Fearing that the worth of Ford stock would plummet, the minority shareholders suddenly became eager to sell; agents working surreptitiously for Henry Ford quietly bought up lot after lot of shares. The sellers did not receive all that the shares were worth, because of the rumors, but they each emerged with a fortune. James Couzens, the most wily of the lot, received the highest price per share, and turned to a career in the U.S. Senate (he won his race, unlike the old boss) with $30 million in the bank. Ford gained complete control of the company at a cost of $125 million — $106 million of the stock, plus $19 million for the court-ordered dividend — a fantastic outlay that he financed with a $75 million loan from two eastern banks. On July 11, 1919, when he signed the last stock transfer agreement, the fifty-five-year-old mogul was so enthused that he danced a jig. The stock was divided up and placed in the names of Henry, Clara, and Edsel Ford.

In 1921, the Model T Ford held 60 percent of the new-car market. Plants around the world turned out flivvers as though they were subway tokens, and Henry Ford’s only problem, as he often stated it, was figuring out how to make enough of them. As a concession to diversification, he purchased the Lincoln Motor Car Company in 1921. Company plans seemed to be in place for a long, predictable future and Ford was free to embark on a great new project: the design and construction of the world’s largest and most efficient automobile factory at River Rouge, near Detroit. Arrayed over 2,000 acres, it would include 90 miles of railroad track and enough space for 75,000 employees to produce finished cars from raw material in the span of just forty-one hours. River Rouge had its own power plant, iron forges, and fabricating facilities. No detail was overlooked: wastepaper would be recycled into cardboard at the factory’s own paper mill. River Rouge was built to produce Model T Fords for decades to come, by the time it was capable of full production later in the decade, a factory a tenth its size could have handled the demand for Model Ts.

On June 4, 1924, the ten millionth Model T Ford left the Highland Park factory, which would remain the main facility for T production. While the flivver outsold its nearest competitor by a six-to-one margin that year, its unbridled run was nearing an unforeseen conclusion. After years of conceding the low end of the market to Ford, another automaker was setting its sights on that very sector.
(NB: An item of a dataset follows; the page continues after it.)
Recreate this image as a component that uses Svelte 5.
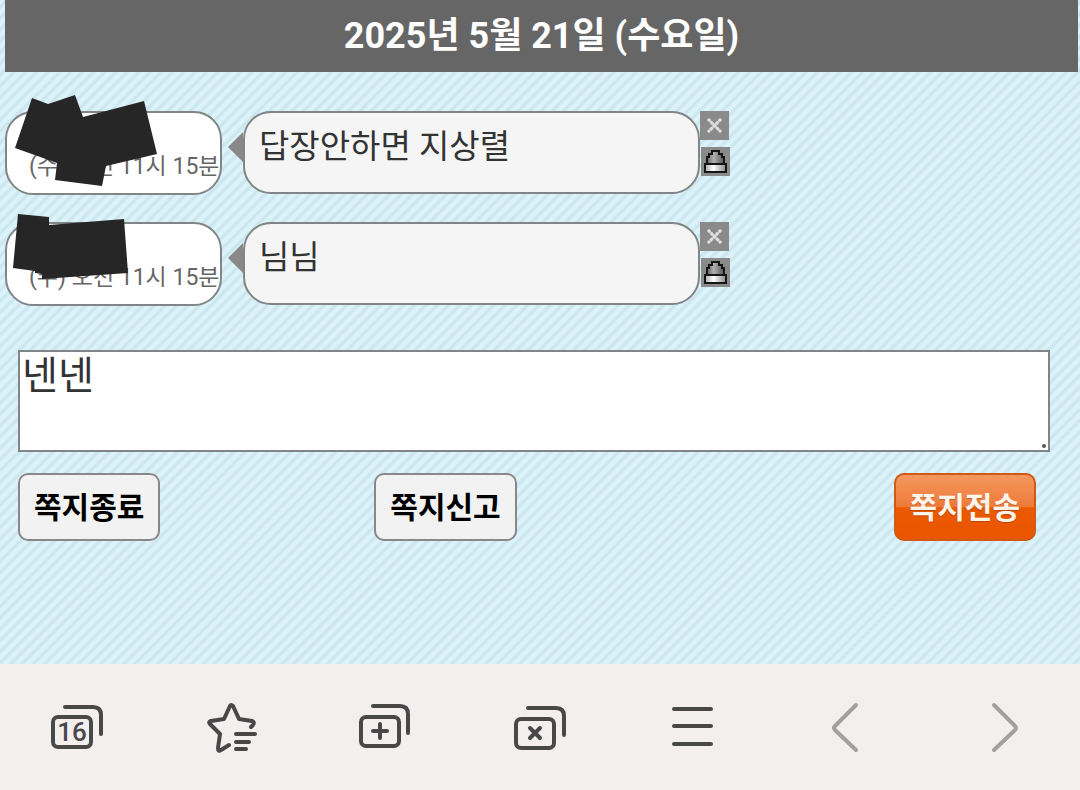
<script>
	let draft = $state('넨넨');

	let messages = $state([
		{
			id: 1,
			time: '(수) 오전 11시 15분',
			text: '답장안하면 지상렬',
			mask: '32,-13 48,-7 75,-16 83,6 144,-10 157,43 106,55 102,75 55,69 57,52 15,37'
		},
		{
			id: 2,
			time: '(수) 오전 11시 15분',
			text: '님님',
			mask: '18,-8 49,-5 49,3 124,-3 128,51 42,57 42,52 35,51 35,49 13,46'
		}
	]);

	const remove = (id) => {
		messages = messages.filter((m) => m.id !== id);
	};
</script>

<div class="page">
	<header><h1>2025년 5월 21일 (수요일)</h1></header>

	<main>
		<ul class="messages">
			{#each messages as message (message.id)}
				<li>
					<div class="sender"><time>{message.time}</time></div>
					<svg class="mask" width="170" height="84" aria-hidden="true">
						<polygon points={message.mask} />
					</svg>
					<p class="bubble">{message.text}</p>
					<div class="tools">
						<button aria-label="삭제" onclick={() => remove(message.id)}>
							<svg viewBox="0 0 29 29">
								<path d="M8 8l13 13M21 8L8 21" stroke="#c8c8c8" stroke-width="2" />
								<path
									d="M8 8l13 13M21 8L8 21"
									stroke="#e0e0e0"
									stroke-width="3"
									stroke-dasharray="3 1"
								/>
							</svg>
						</button>
						<button class="report" aria-label="신고">
							<svg viewBox="0 0 29 29">
								<defs>
									<linearGradient id="lamp{message.id}">
										<stop offset="0" stop-color="#666" />
										<stop offset="0.4" stop-color="#b0b0b0" />
										<stop offset="1" stop-color="#555" />
									</linearGradient>
									<linearGradient id="base{message.id}">
										<stop offset="0" stop-color="#aaa" />
										<stop offset="0.4" stop-color="#fff" />
										<stop offset="1" stop-color="#888" />
									</linearGradient>
								</defs>
								<path
									d="M6 17V10H8V7H11V4H18V7H21V10H23V17Z"
									fill="url(#lamp{message.id})"
									stroke="#151515"
									stroke-width="2"
								/>
								<path
									d="M4 17H25V25H4Z"
									fill="url(#base{message.id})"
									stroke="#151515"
									stroke-width="2"
								/>
							</svg>
						</button>
					</div>
				</li>
			{/each}
		</ul>

		<div class="editor">
			<textarea aria-label="쪽지 내용" bind:value={draft}></textarea>
			<span class="grip"></span>
		</div>

		<div class="actions">
			<button>쪽지종료</button>
			<button>쪽지신고</button>
			<button class="send">쪽지전송</button>
		</div>
	</main>

	<nav>
		<button aria-label="탭 목록">
			<svg viewBox="0 0 60 60">
				<rect x="6" y="20" width="38" height="30" rx="5" />
				<path d="M18 10H46Q54 10 54 18V37" />
				<text x="25" y="44">16</text>
			</svg>
		</button>
		<button aria-label="즐겨찾기">
			<svg viewBox="0 0 60 60">
				<path d="M50 30L52 28Q54 25 51 24L38 22L32 9Q30 7 29 9L23 22L10 24Q7 25 9 27L19 37L17 51Q17 55 20 53L28 48" />
				<path d="M35 37H54M35 45H48M35 52H45" />
			</svg>
		</button>
		<button aria-label="새 탭">
			<svg viewBox="0 0 60 60">
				<rect x="5" y="20" width="38" height="29" rx="5" />
				<path d="M17 9H44Q52 9 52 17V36M17 34H31M24 27V41" />
			</svg>
		</button>
		<button aria-label="탭 닫기">
			<svg viewBox="0 0 60 60">
				<rect x="6" y="22" width="38" height="29" rx="5" />
				<path d="M18 11H46Q54 11 54 19V38M20 31L30 41M30 31L20 41" />
			</svg>
		</button>
		<button aria-label="메뉴">
			<svg viewBox="0 0 60 60">
				<path d="M10 12H47M10 29H47M10 47H47" />
			</svg>
		</button>
		<button class="dim" aria-label="뒤로">
			<svg viewBox="0 0 60 60">
				<path d="M37 8L16 29Q14 31 16 33L37 53" />
			</svg>
		</button>
		<button class="dim" aria-label="앞으로">
			<svg viewBox="0 0 60 60">
				<path d="M21 8L42 29Q44 31 42 33L21 53" />
			</svg>
		</button>
	</nav>
</div>

<style>
	:global(body) {
		font-family: Roboto, 'Noto Sans CJK KR', sans-serif;
	}

	.page {
		min-height: 100vh;
		display: flex;
		flex-direction: column;
		background: repeating-linear-gradient(
			135deg,
			#dcf3fb 0,
			#dcf3fb 2px,
			#cae4ec 5px,
			#dcf3fb 8px
		);
	}

	header {
		margin: 0 2px 0 5px;
		background: #666;
		color: #fff;
		text-align: center;
	}

	h1 {
		margin: 0;
		font-size: 36px;
		line-height: 72px;
	}

	main {
		flex: 1;
		padding-top: 39px;
	}

	button {
		font: inherit;
		padding: 0;
		border: 0;
		cursor: pointer;
	}

	.messages {
		list-style: none;
		margin: 0;
		padding: 0 5px;
		display: grid;
		gap: 27px;
	}

	li {
		position: relative;
		display: flex;
		align-items: flex-start;
	}

	.sender {
		box-sizing: border-box;
		flex: 0 0 217px;
		height: 84px;
		padding: 38px 0 0 22px;
		border: 2px solid #808585;
		border-radius: 28px;
		background: #fff;
		overflow: hidden;
		white-space: nowrap;
	}

	time {
		display: block;
		color: #666;
		font-size: 23px;
		line-height: 32px;
	}

	.mask {
		position: absolute;
		left: -5px;
		top: 0;
		overflow: visible;
		fill: #262626;
	}

	.bubble {
		position: relative;
		box-sizing: border-box;
		flex: 0 1 457px;
		min-height: 83px;
		margin: 0 0 0 21px;
		padding: 10px 14px;
		border: 2px solid #808585;
		border-radius: 28px;
		background: #f5f5f5;
		color: #333;
		font-size: 33px;
		line-height: 48px;
	}

	.bubble::before {
		content: '';
		position: absolute;
		left: -17px;
		top: 19px;
		border: solid transparent;
		border-width: 15px 15px 15px 0;
		border-right-color: #888;
	}

	.tools {
		display: grid;
		gap: 7px;
	}

	.tools button {
		width: 29px;
		height: 29px;
		background: #8a8a8a;
	}

	.tools .report {
		margin-left: 1px;
	}

	.tools svg {
		display: block;
		fill: none;
	}

	.editor {
		position: relative;
		margin: 44px 30px 0 18px;
	}

	textarea {
		display: block;
		box-sizing: border-box;
		width: 100%;
		height: 102px;
		padding: 0 2px;
		border: 2px solid #808585;
		border-radius: 0;
		outline: 0;
		resize: none;
		background: #fff;
		color: #333;
		font: inherit;
		font-size: 39px;
		line-height: 48px;
	}

	.grip {
		position: absolute;
		right: 4px;
		bottom: 4px;
		width: 4px;
		height: 4px;
		border-radius: 50%;
		background: #555;
	}

	.actions {
		display: grid;
		grid-template-columns: 35% 1fr auto;
		justify-items: start;
		margin: 21px 44px 0 18px;
	}

	.actions button {
		box-sizing: border-box;
		height: 68px;
		padding: 2px 14px 0;
		border: 2px solid #888;
		border-radius: 10px;
		background: #f2f2f2;
		color: #000;
		font-size: 30px;
		font-weight: 700;
		line-height: 44px;
	}

	.actions .send {
		border-color: #d05a16;
		background: linear-gradient(#f4975f, #ee7a39 50%, #ea5a00 51%, #ea5500);
		color: #fef4e9;
		text-shadow: 0 1px 1px rgba(0, 0, 0, 0.2);
	}

	nav {
		display: grid;
		grid-template-columns: repeat(7, 1fr);
		height: 126px;
		background: #f3efee;
	}

	nav button {
		display: flex;
		align-items: center;
		justify-content: center;
		background: none;
	}

	nav svg {
		width: 60px;
		height: 60px;
		fill: none;
		stroke: #484848;
		stroke-width: 4;
		stroke-linecap: round;
		stroke-linejoin: round;
	}

	nav text {
		fill: #484848;
		stroke: none;
		font-size: 26px;
		font-weight: 500;
		text-anchor: middle;
	}

	.dim svg {
		stroke: #a3a1a0;
	}
</style>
At the beginning of the decade, General Motors was an awkward conglomerate of car companies and parts suppliers, managed more for the sake of its whipsaw stock-price than for efficiencies in automaking. In the middle of the decade, though, a revitalized GM, under the brilliant leadership of Alfred P. Sloan, Jr., began to offer inexpensive Chevrolets with amenities that the Model T lacked. Instead of the sturdy but antiquated planetary transmission, it had a smooth three-speed. The market began to shift; price and value ceased to be paramount factors. Styling and excitement suddenly counted to the customer. Even though the Model T cost a mere $290 in the mid-twenties, dealers clamored for a new Ford that would strike the fancy of the more demanding and sophisticated consumers. But Henry Ford refused even to consider replacing his beloved Model T. Once, while he was away on vacation, employees built an updated Model T and surprised him with it on his return. Ford responded by kicking in the windshield and stomping on the roof. “We got the message,” one of the employees said later, “As far as he was concerned, the Model T was god and we were to put away false images.” Only one person persisted in warning him of the impending crisis: his son, Edsel, who had been installed as president of the Ford Motor Company during the dividend trial and its aftermath in 1919. It was the first of many arguments that Edsel would lose, as the once adoring relationship between the two deteriorated into distrust and disrespect on Henry’s part and woeful disillusionment on Edsel’s.

The Chevrolet continued to take sales from the dour Model T. By 1926, T sales had plummeted, and the realities of the marketplace finally convinced Henry Ford that the end was at hand. On May 25, 1927, Ford abruptly announced the end of production for the Model T, and soon after closed the Highland Park factory for six months. The shutdown was not for retooling: there was no new model in the works. In history’s worst case of product planning, Henry sent the workers home so that he could start to design his next model. Fortunately, Edsel had been quietly marshaling sketches from the company’s designers, and he was ready and able to work with his father on producing plans for the new car, called the Model A. It was a success from its launch in December 1927, and placed the company on sound footing again. By the time it went into production, the River Rouge had become the main Ford manufacturing facility.

When the last Model T rolled off the assembly line, it was not the end of an era; it was still the very dawn of the one that the little car had inaugurated. Cars — more than half of them Model Ts — pervaded American culture. They jammed the streets of the great eastern cities and roamed newly laid roads in southern California. Adapted to haul everything from mail to machine-guns to coffins to schoolchildren, automobiles represented an opportunity for change in practically everything. They also became a crucial factor in recasting a growing economy. Henry Ford had created a car for the multitudes and that car had created the basis of the car culture embraced by every subsequent generation.

The Ford Motor Company, having survived its own crisis in the twenties, was one of only forty-four U.S. automakers left in 1929, out of the hundreds that had entered the fray since the beginning of the century. That year, Ford, General Motors, and the newly formed Chrysler Corporation — known then and now as the Big Three — accounted for 80 percent of the market.

He continued to innovate, but competitors (growing more powerful though fewer in number) began to cut into Ford’s market share. Within the ensuing few years, however, Ford’s preeminence as the largest producer and seller of automobiles in the nation was gradually lost to his competitors, largely because he was slow to adopt the practice of introducing a new model of automobile each year, which had become standard in the industry. During the 1930s Ford adopted the policy of the yearly changeover, but his company was unable to regain the position it had formerly held.